I haven't read all the posts in this series, so apologies if you've covered this obvious-seeming point already.

I think you have this backward. It is true that if a sequence converges then all of its infinite subsequences converge to the same limit. But it is possible for a divergent sequence to have a convergent subsequence. For example, the sequence 1, 2, 1, 2, 1, 2, ... does not converge to anything, but the subsequence consisting of all the ones does converge.

When we talk about the convergence of a series, we are really talking about the convergence of the sequence of partial sums. The sequence of partial sums of the harmonic series just gets bigger and bigger without bound, and so it diverges. But once we start throwing out terms, it is possible that the result will be a convergent series. For example, if the only fractions we keep are the ones with perfect squares on the bottom, then the series converges.

What is surprising about the result with the primes is that we have thrown out so many terms that you might think the series now converges, but in reality we still have enough left to make it diverge.

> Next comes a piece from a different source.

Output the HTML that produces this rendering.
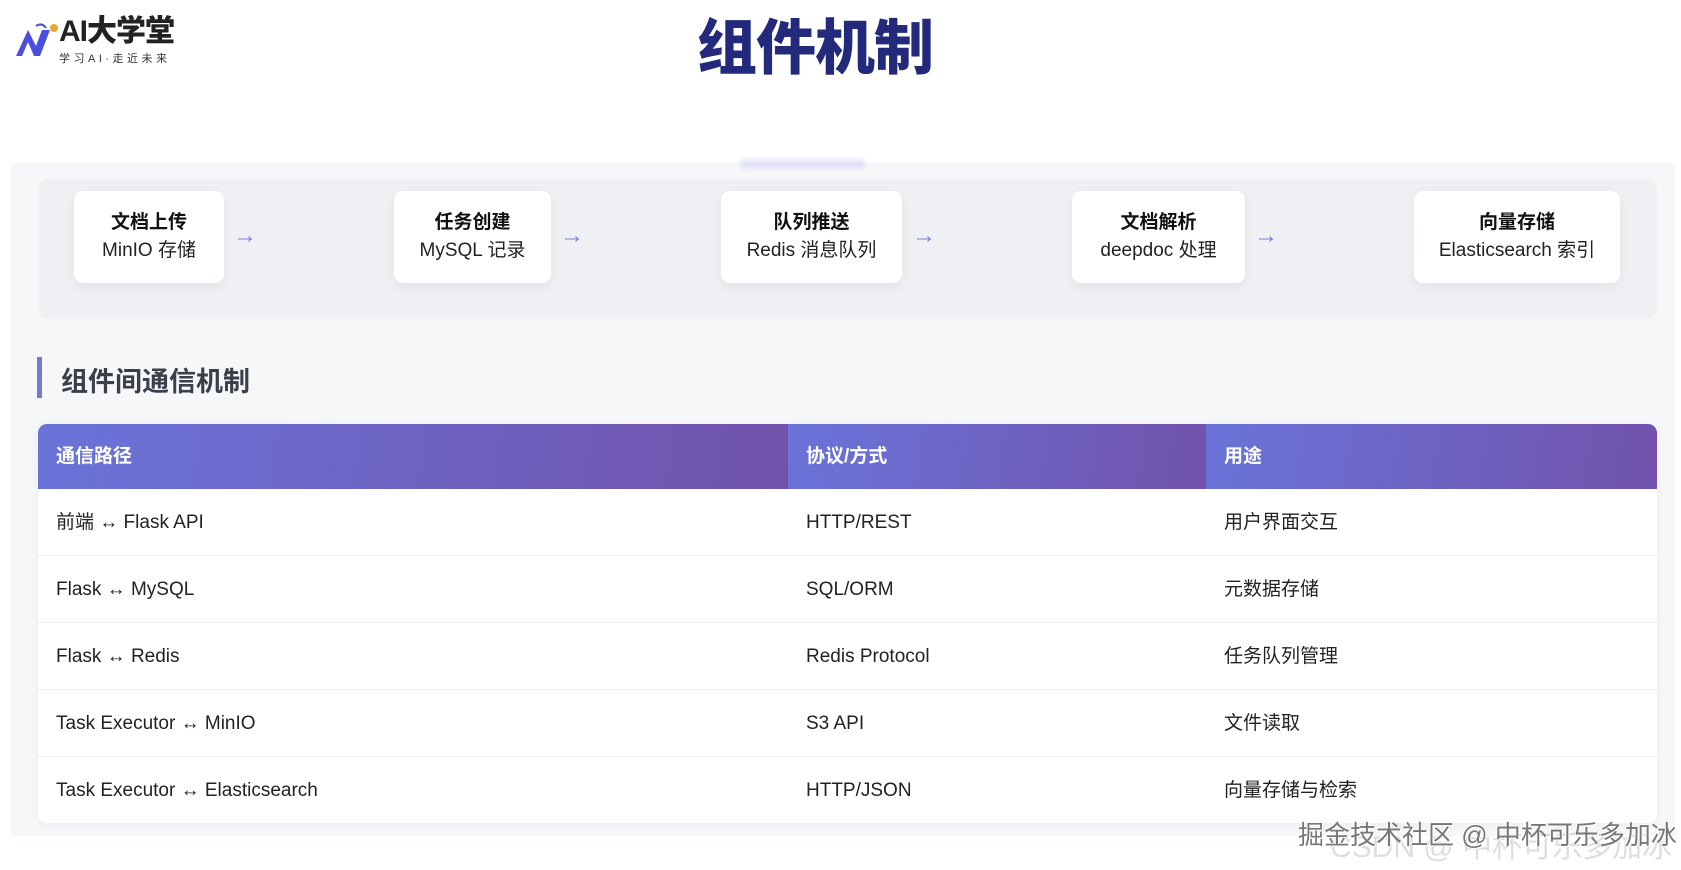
<!DOCTYPE html>
<html><head><meta charset="utf-8"><style>
*{margin:0;padding:0;box-sizing:border-box}
body{width:1681px;height:870px;background:#fff;position:relative;overflow:hidden;font-family:"Liberation Sans","Noto Sans CJK SC",sans-serif;color:#222}
.abs{position:absolute}
.title{left:0;width:1630px;text-align:center;top:0px;font-size:60px;font-weight:900;color:#232a7c;letter-spacing:-1px}
.panel{left:11px;top:163px;width:1664px;height:673px;background:#f6f7f9}
.flow{left:38px;top:179px;width:1619px;height:140px;background:#eff0f3;border-radius:10px}
.glow{left:740px;top:160px;width:125px;height:8px;background:#dcdcf7;border-radius:6px;filter:blur(3px)}
.box{top:191px;height:92px;background:#fff;border-radius:9px;box-shadow:0 4px 12px rgba(0,0,0,.06);text-align:center;padding-top:18px;font-size:19px;line-height:28px}
.box b{display:block;font-weight:700;color:#111}
.arr{top:224px;color:#7b7fdc;font-size:24px;line-height:24px}
.hbar{left:37px;top:357px;width:5px;height:41px;background:#7479d8}
.h2{left:61px;top:360px;font-size:27px;font-weight:700;color:#3b3f4a}
.table{left:38px;top:424px;width:1619px;height:399px;background:#fff;border-radius:9px;overflow:hidden;box-shadow:0 2px 10px rgba(0,0,0,.05)}
.hd{position:absolute;top:0;height:65px;background:linear-gradient(100deg,#6a74d9,#7152ab);color:#fff;font-weight:700;font-size:19px;line-height:65px;padding-left:18px}
.row{position:absolute;left:0;width:1619px;height:67px;border-bottom:1px solid #eceef2;font-size:19px;line-height:67px}
.row span{position:absolute}
.wm{left:1298px;top:815px;font-size:26px;color:#777;text-shadow:1px 1px 0 #fff,-1px -1px 0 #fff}
.wm2{left:1330px;top:822px;font-size:30px;color:rgba(200,200,200,.6)}
</style></head><body>
<div class="abs" style="left:12px;top:18px;width:190px;height:40px">
<svg width="50" height="40" viewBox="0 0 46 40" style="position:absolute;left:0;top:2px"><path d="M2 36 L14 10 L22 26 L28 10 L36 10 L26 36 L20 36 L14 22 L8 36Z" fill="#4b4fe0"/><path d="M22 6 Q28 2 32 8" stroke="#4b4fe0" stroke-width="2" fill="none"/><circle cx="40" cy="8" r="4" fill="#e7a83a"/></svg>
<div class="abs" style="left:47px;top:-2px;font-size:30px;line-height:32px;font-weight:900;color:#222;letter-spacing:-1px;white-space:nowrap">AI大学堂</div>
<div class="abs" style="left:47px;top:32px;font-size:11px;color:#333;letter-spacing:3.5px;white-space:nowrap">学习AI·走近未来</div>
</div>
<div class="abs title">组件机制</div>
<div class="abs panel"></div>
<div class="abs glow"></div>
<div class="abs flow"></div>
<div class="abs box" style="left:74px;width:150px"><b>文档上传</b>MinIO 存储</div>
<div class="abs arr" style="left:233px">→</div>
<div class="abs box" style="left:394px;width:157px"><b>任务创建</b>MySQL 记录</div>
<div class="abs arr" style="left:560px">→</div>
<div class="abs box" style="left:721px;width:181px"><b>队列推送</b>Redis 消息队列</div>
<div class="abs arr" style="left:912px">→</div>
<div class="abs box" style="left:1072px;width:173px"><b>文档解析</b>deepdoc 处理</div>
<div class="abs arr" style="left:1254px">→</div>
<div class="abs box" style="left:1414px;width:206px"><b>向量存储</b>Elasticsearch 索引</div>
<div class="abs hbar"></div>
<div class="abs h2">组件间通信机制</div>
<div class="abs table">
<div class="hd" style="left:0;width:750px">通信路径</div>
<div class="hd" style="left:750px;width:418px">协议/方式</div>
<div class="hd" style="left:1168px;width:451px">用途</div>
<div class="row" style="top:65px"><span style="left:18px">前端 ↔ Flask API</span><span style="left:768px">HTTP/REST</span><span style="left:1186px">用户界面交互</span></div>
<div class="row" style="top:132px"><span style="left:18px">Flask ↔ MySQL</span><span style="left:768px">SQL/ORM</span><span style="left:1186px">元数据存储</span></div>
<div class="row" style="top:199px"><span style="left:18px">Flask ↔ Redis</span><span style="left:768px">Redis Protocol</span><span style="left:1186px">任务队列管理</span></div>
<div class="row" style="top:266px"><span style="left:18px">Task Executor ↔ MinIO</span><span style="left:768px">S3 API</span><span style="left:1186px">文件读取</span></div>
<div class="row" style="top:333px;border:none"><span style="left:18px">Task Executor ↔ Elasticsearch</span><span style="left:768px">HTTP/JSON</span><span style="left:1186px">向量存储与检索</span></div>
</div>
<div class="abs wm2">CSDN @ 中杯可乐多加冰</div>
<div class="abs wm">掘金技术社区 @ 中杯可乐多加冰</div>
</body></html>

You can avoid having to deal with the Taylor series for log(1-x), checking the convergence of that doubly infinite series, etc., by putting a simple bound on how much log 1-x differs from x.

For instance, if - log 1-1/p <= 2/p then we're good. That's true if log 1-x >= -2x when 0 <= x <= 1/2, which is true if 1-x >= exp(-2x) when 0 <= x <= 1/2, i.e. if exp(-y) <= 1-y/2 when 0 <= y <= 1. That's not quite true, unfortunately, but it is true (and almost instant to prove by using exp' = exp) when 0 <= y <= log 2, which is true for p >= 3.

Damn. I *promise* I replaced all my angle brackets with HTML entities and previewed and everything; dunno what actually happened. Anyone who cares can probably reconstruct the argument I actually had in mind from the ~20% of it that survived :-).

(Less-than and greater-than signs, that is, but it's because they also function as angle brackets that they got eaten.)

Irrelevant note: attempting to post a correction or clarification like this triggers some automatic I-think-you-might-be-a-spammer checker. That seems a bit extreme.